私の父は昭和一桁生まれでした。
既に他界していますが、第二次世界大戦当時に石油関連施設で働いていた父は、まだ未成年、今で言えば高校生くらいで戦地へ行ったと話していました。
兵隊では無く支援部隊だったとか…。
私が子供の頃に時々ではありましたが、戦地、戦場の話をしていましたが、その時の生々しい話をとても良く覚えています。
銃弾が自分の首をわずかにすり抜けていった…その赤いやけどの跡が暫く残っていたこと。
戦地へ向かう戦艦の中で就寝中、偶然に起こされ甲板に出たら、丁度寝ていたその場所に魚雷が当たり、まだ寝ていたら見る影も無かったこと。
投げ出されて海で漂いながら、救命に来た船に乗り移ろうとしたときに、荒い波に船同士が衝突、そこに挟まれ海に沈んで行く仲間がいたこと。
派遣された南東の島では食べるもの無く、餓えも経験したこと。
本当は思い出したく無かったのか、まとめて説教として話すと言うよりも、時々お茶を飲みながら、今生きているのはまぐれに近い、こうして平和にお茶出来る事を深い平和として感じ、つぶやくように話してくれた様に今思えます。

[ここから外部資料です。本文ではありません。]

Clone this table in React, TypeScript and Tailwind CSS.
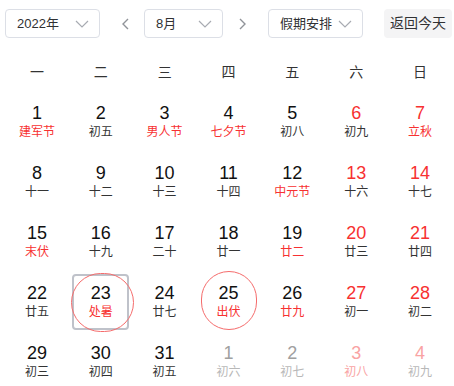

幸い現地の住人とは仲良く?出来ていたのか、少しだけタガログ語を話していました。
これら話を聞くたびに私は、ほんのわずかな時間?あと数センチの距離?その一瞬の運?
が味方しなければ、私が存在しないどころか、父も戦地で遺骨になっていたのだと複雑な感覚になりました。
多くの兵士、仲間を失って、その後の敗戦を経験し、しかしなんとか無事に日本に戻って来てくれたからこそ、そこに父と母、家族が存在し、そして今の私も存在出来ている事を、当時も、そして今でもとても不思議に感じます。
しかし、こんな話は昭和初期の、生まれる前のとっくの昔の出来事をとして、心の奥に追いやっていましたが、まさかの事態が今世界で起こっています。
報道で木の板を銃に見立てて練習する場面が有りましたが、私の母も戦時中に、「村に残る婦人があつまって山中で竹やりをもって戦う訓練をしていた…」と言っていました。
同じ場面を見て悲しさを通り越します。
一刻も早く、この戦火が終わり、少なくとも武器を使うなどと言う戦いがこの世から無くなる事を祈ります。
この先に生まれる筈であった沢山の普通の平和を汚さない為に…。